Navigation Trivia

Where Next?
Bob Williams
Tue 1 Mar 2011 20:44
At anchor Baie de Taiohae, Nuku Hiva
Wind: Light, variable
Weather: Mostly sunny, warm.

**
Not a lot happening, waiting for the crown for my broken tooth to be made, should be finished on Thursday. Meanwhile doing some maintenance and reading up on the archaic art of celestial navigation:

Why 360 degrees in a circle?
If you were an early astronomer you would have noticed that the stars
rotate counterclockwise (ccw) about Polaris at the rate of seemingly once per
day. And that as the year moved on the constellation's position would slowly
crank around as well, once per year ccw. The planets were mysterious and
thought to be gods as they roamed around the night sky, only going through
certain constellations named the zodiac (in the ecliptic plane). You would have
noticed that after ¼ of a year had passed, or ~ 90 days, that the constellation
had turned ccw about ¼ of a circle. It would have seemed that the angle of
rotation per day was 1/90 of a quarter circle.
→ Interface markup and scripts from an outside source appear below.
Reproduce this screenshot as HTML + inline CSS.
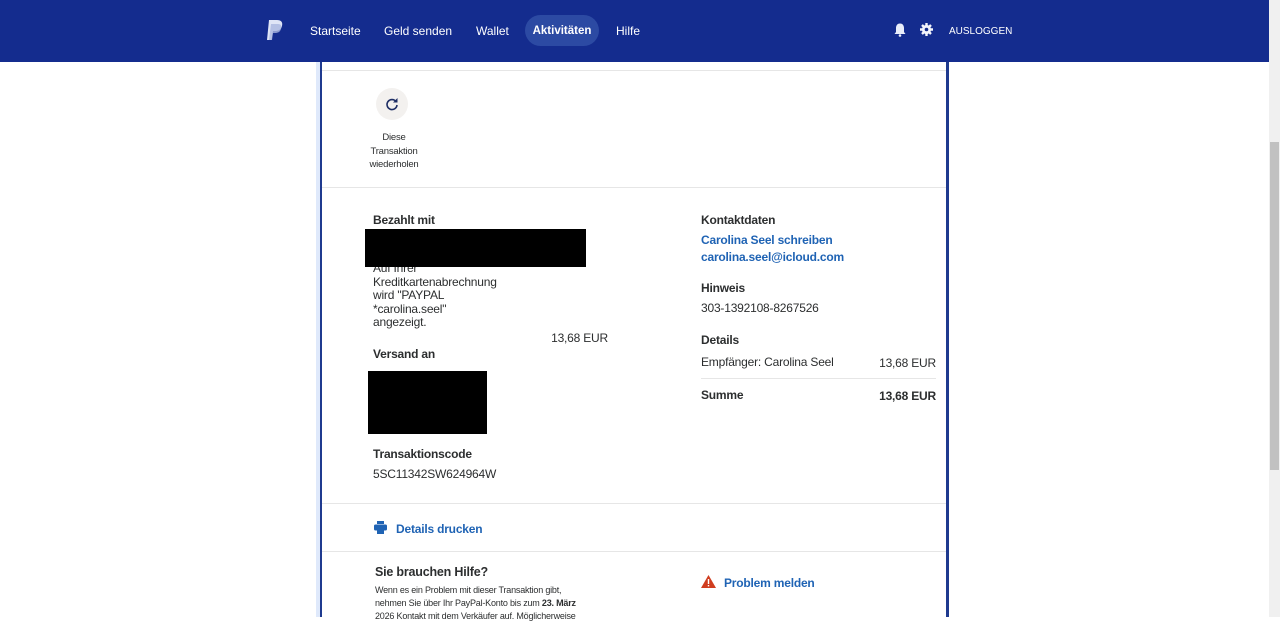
<!DOCTYPE html>
<html><head><meta charset="utf-8"><style>
*{margin:0;padding:0;box-sizing:border-box}
body{width:1280px;height:617px;overflow:hidden;background:#fff;font-family:"Liberation Sans",sans-serif;position:relative;color:#2c2e2f}
.nav{position:absolute;left:0;top:0;width:1269px;height:62px;background:#142c8e}
.nav a{position:absolute;top:15px;height:31px;line-height:31px;color:#fff;font-size:12px;text-decoration:none}
.sb{position:absolute;left:1269px;top:0;width:11px;height:617px;background:#f0f0f0}
.thumb{position:absolute;left:1270px;top:142px;width:9px;height:328px;background:#c1c1c1}
.lb{position:absolute;left:316px;top:62px;width:4px;height:555px;background:#dfe9fb}
.lb2{position:absolute;left:320px;top:62px;width:2px;height:555px;background:#1f3a8f}
.rb{position:absolute;left:946px;top:62px;width:3px;height:555px;background:#1f3a8f}
.hl{position:absolute;left:322px;width:624px;height:1px;background:#e6e6e6}
.t{position:absolute;font-size:12px;white-space:nowrap;letter-spacing:-0.2px}
.r{text-align:right}
.b{font-weight:bold}
.blue{color:#1f63b4;font-weight:bold}
.blk{position:absolute;background:#000}
</style></head><body>
<div class="nav">
<svg style="position:absolute;left:266px;top:20px" width="18" height="21" viewBox="0 0 18 21"><path d="M3 0h8c4 0 6 2 5 6-1 4-4 5-7 5H7l-1.5 9H1z" fill="#dfe5f6"/><path d="M5 4h7c3 0 4 2 3 5-1 3-3 4-6 4H7l-1 7H3z" fill="#a9b7e0" opacity=".8"/></svg>
<a style="left:310px;top:16px">Startseite</a>
<a style="left:384px;top:16px">Geld senden</a>
<a style="left:476px;top:16px">Wallet</a>
<a style="left:525px;width:74px;text-align:center;background:#2c4aa3;border-radius:16px;font-weight:bold;font-size:11.5px;line-height:33px">Aktivitäten</a>
<a style="left:616px;top:16px">Hilfe</a>
<svg style="position:absolute;left:894px;top:23px" width="12" height="14" viewBox="0 0 12 14"><path d="M6 0.5C3 0.5 2 3 2 5v4L0.5 11h11L10 9V5c0-2-1-4.5-4-4.5z" fill="#e9eefb"/><circle cx="6" cy="12.5" r="1.3" fill="#e9eefb"/></svg>
<svg style="position:absolute;left:920px;top:23px" width="13" height="13" viewBox="0 0 13 13"><circle cx="6.5" cy="6.5" r="4.6" fill="#f2f4fb"/><g stroke="#f2f4fb" stroke-width="2.4"><path d="M6.5 0v13M0 6.5h13M2 2l9 9M11 2l-9 9"/></g><circle cx="6.5" cy="6.5" r="1.8" fill="#142c8e"/></svg>
<a style="left:949px;top:16px;font-size:10px">AUSLOGGEN</a>
</div>
<div class="sb"></div><div class="thumb"></div>
<div class="lb"></div><div class="lb2"></div><div class="rb"></div>
<div class="hl" style="top:70px"></div>
<div class="hl" style="top:187px"></div>
<div class="hl" style="top:503px"></div>
<div class="hl" style="top:551px"></div>
<div style="position:absolute;left:376px;top:88px;width:32px;height:32px;border-radius:50%;background:#f3f1ef"></div>
<svg style="position:absolute;left:385px;top:97px" width="14" height="14" viewBox="0 0 14 14"><path d="M11 4.5A5 5 0 1 0 12 8" fill="none" stroke="#1d2d64" stroke-width="1.6"/><path d="M12.5 1v4.5H8z" fill="#1d2d64"/></svg>
<div class="t" style="left:360px;top:131px;width:68px;text-align:center;font-size:9.5px;line-height:13.5px;white-space:normal">Diese Transaktion wiederholen</div>
<div class="t b" style="left:373px;top:213px">Bezahlt mit</div>
<div class="t" style="left:373px;top:262px;line-height:13.5px">Auf Ihrer<br>Kreditkartenabrechnung<br>wird "PAYPAL<br>*carolina.seel"<br>angezeigt.</div>
<div class="blk" style="left:365px;top:229px;width:221px;height:38px"></div>
<div class="t r" style="left:508px;width:100px;top:331px">13,68 EUR</div>
<div class="t b" style="left:373px;top:347px">Versand an</div>
<div class="blk" style="left:368px;top:371px;width:119px;height:63px"></div>
<div class="t b" style="left:373px;top:447px">Transaktionscode</div>
<div class="t" style="left:373px;top:467px">5SC11342SW624964W</div>
<div class="t b" style="left:701px;top:213px">Kontaktdaten</div>
<div class="t blue" style="left:701px;top:233px">Carolina Seel schreiben</div>
<div class="t blue" style="left:701px;top:250px">carolina.seel@icloud.com</div>
<div class="t b" style="left:701px;top:281px">Hinweis</div>
<div class="t" style="left:701px;top:301px">303-1392108-8267526</div>
<div class="t b" style="left:701px;top:333px">Details</div>
<div class="t" style="left:701px;top:355px">Empfänger: Carolina Seel</div>
<div class="t r" style="left:836px;width:100px;top:356px">13,68 EUR</div>
<div style="position:absolute;left:701px;top:378px;width:235px;height:1px;background:#e6e6e6"></div>
<div class="t b" style="left:701px;top:388px">Summe</div>
<div class="t b r" style="left:836px;width:100px;top:389px">13,68 EUR</div>
<svg style="position:absolute;left:374px;top:521px" width="13" height="13" viewBox="0 0 13 13"><rect x="3" y="0" width="7" height="3" fill="#1f63b4"/><rect x="0" y="3.5" width="13" height="6" rx="1.5" fill="#1f63b4"/><rect x="3" y="8" width="7" height="5" fill="#1f63b4"/></svg>
<div class="t blue" style="left:396px;top:522px">Details drucken</div>
<div class="t b" style="left:375px;top:565px;font-size:12.5px">Sie brauchen Hilfe?</div>
<div class="t" style="left:375px;top:584px;font-size:9px;line-height:13px">Wenn es ein Problem mit dieser Transaktion gibt,<br>nehmen Sie über Ihr PayPal-Konto bis zum <b>23. März</b><br>2026 Kontakt mit dem Verkäufer auf. Möglicherweise</div>
<svg style="position:absolute;left:701px;top:575px" width="15" height="13" viewBox="0 0 15 13"><path d="M7.5 0L15 13H0z" fill="#d03d1f"/><rect x="6.8" y="4" width="1.4" height="5" fill="#fff"/><rect x="6.8" y="10" width="1.4" height="1.4" fill="#fff"/></svg>
<div class="t blue" style="left:724px;top:576px">Problem melden</div>
</body></html>
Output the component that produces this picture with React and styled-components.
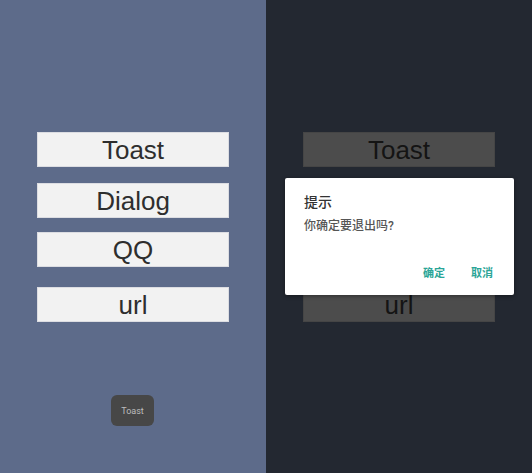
import styled, { createGlobalStyle } from "styled-components";

const GlobalStyle = createGlobalStyle`
  html, body {
    margin: 0;
    padding: 0;
    width: 532px;
    height: 473px;
    overflow: hidden;
    font-family: Roboto, "Noto Sans CJK SC", "Liberation Sans", sans-serif;
  }
`;

const Screen = styled.div`
  display: grid;
  grid-template-columns: 266px 266px;
  width: 532px;
  height: 473px;
`;

const Panel = styled.div`
  position: relative;
  display: flex;
  flex-direction: column;
  align-items: center;
  padding-top: 132px;
  background: ${(p) => (p.$dim ? "#232831" : "#5d6b8a")};
`;

const Button = styled.div`
  width: 192px;
  height: 35px;
  margin-top: ${(p) => p.$gap || 0}px;
  display: flex;
  align-items: center;
  justify-content: center;
  box-sizing: border-box;
  font-family: "Liberation Sans", Arial, sans-serif;
  font-size: 26px;
  line-height: 1;
  color: ${(p) => (p.$dim ? "#141414" : "#2e2e2e")};
  background: ${(p) => (p.$dim ? "#4c4c4c" : "#f2f2f2")};
  border: 1px solid ${(p) => (p.$dim ? "#454545" : "#dcdde2")};
`;

const Toast = styled.div`
  position: absolute;
  left: 111px;
  top: 395px;
  width: 43px;
  height: 31px;
  display: flex;
  align-items: center;
  justify-content: center;
  border-radius: 6px;
  background: #474747;
  color: #bdbdbd;
  font-size: 9px;
`;

const Dialog = styled.div`
  position: absolute;
  left: 19px;
  top: 178px;
  width: 229px;
  height: 117px;
  box-sizing: border-box;
  padding: 15px 19px 0;
  background: #ffffff;
  border-radius: 2px;
  box-shadow: 0 1px 4px rgba(0, 0, 0, 0.4);
  display: flex;
  flex-direction: column;
`;

const Title = styled.div`
  font-size: 14px;
  font-weight: 500;
  color: #333333;
  line-height: 18px;
`;

const Message = styled.div`
  margin-top: 7px;
  font-size: 12px;
  font-weight: 500;
  color: #555555;
  line-height: 16px;
`;

const Actions = styled.div`
  margin-top: auto;
  margin-bottom: 14px;
  display: flex;
  justify-content: flex-end;
  gap: 26px;
  padding-right: 2px;
`;

const Action = styled.span`
  font-size: 11px;
  font-weight: 700;
  color: #2ba597;
  line-height: 14px;
`;

const labels = [
  { text: "Toast", gap: 0 },
  { text: "Dialog", gap: 16 },
  { text: "QQ", gap: 14 },
  { text: "url", gap: 20 },
];

export default function App() {
  return (
    <>
      <GlobalStyle />
      <Screen>
        <Panel>
          {labels.map((l) => (
            <Button key={l.text} $gap={l.gap}>
              {l.text}
            </Button>
          ))}
          <Toast>Toast</Toast>
        </Panel>
        <Panel $dim>
          {labels.map((l) => (
            <Button key={l.text} $gap={l.gap} $dim>
              {l.text}
            </Button>
          ))}
          <Dialog>
            <Title>提示</Title>
            <Message>你确定要退出吗?</Message>
            <Actions>
              <Action>确定</Action>
              <Action>取消</Action>
            </Actions>
          </Dialog>
        </Panel>
      </Screen>
    </>
  );
}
A degree could be thought of as
a heavenly angular unit, which is quite a coincidence with the Babylonian base
60 number system which established the angle of an equilateral triangle as 60º.
The Egyptians had divided the day into 24 hours, and the
Mesopotamians further divided the hour into 60 minutes, 60 seconds per
minute. It is easy to see the analogy between angle and clock time, since the
angle was further divided into 60 arcminutes per degree, and 60 arcseconds per
arcminute. An arcminute of a great circle on the surface of our planet defined
the unit of distance; a nautical mile, which = 1.15 statute miles. By the way,
mile comes from the Latin milia for 1000 double paces of a Roman soldier.
From "Celestial Navigation in a Teacup" by Rodger E. Farley.

How very interesting, don't you think?
**
All is well.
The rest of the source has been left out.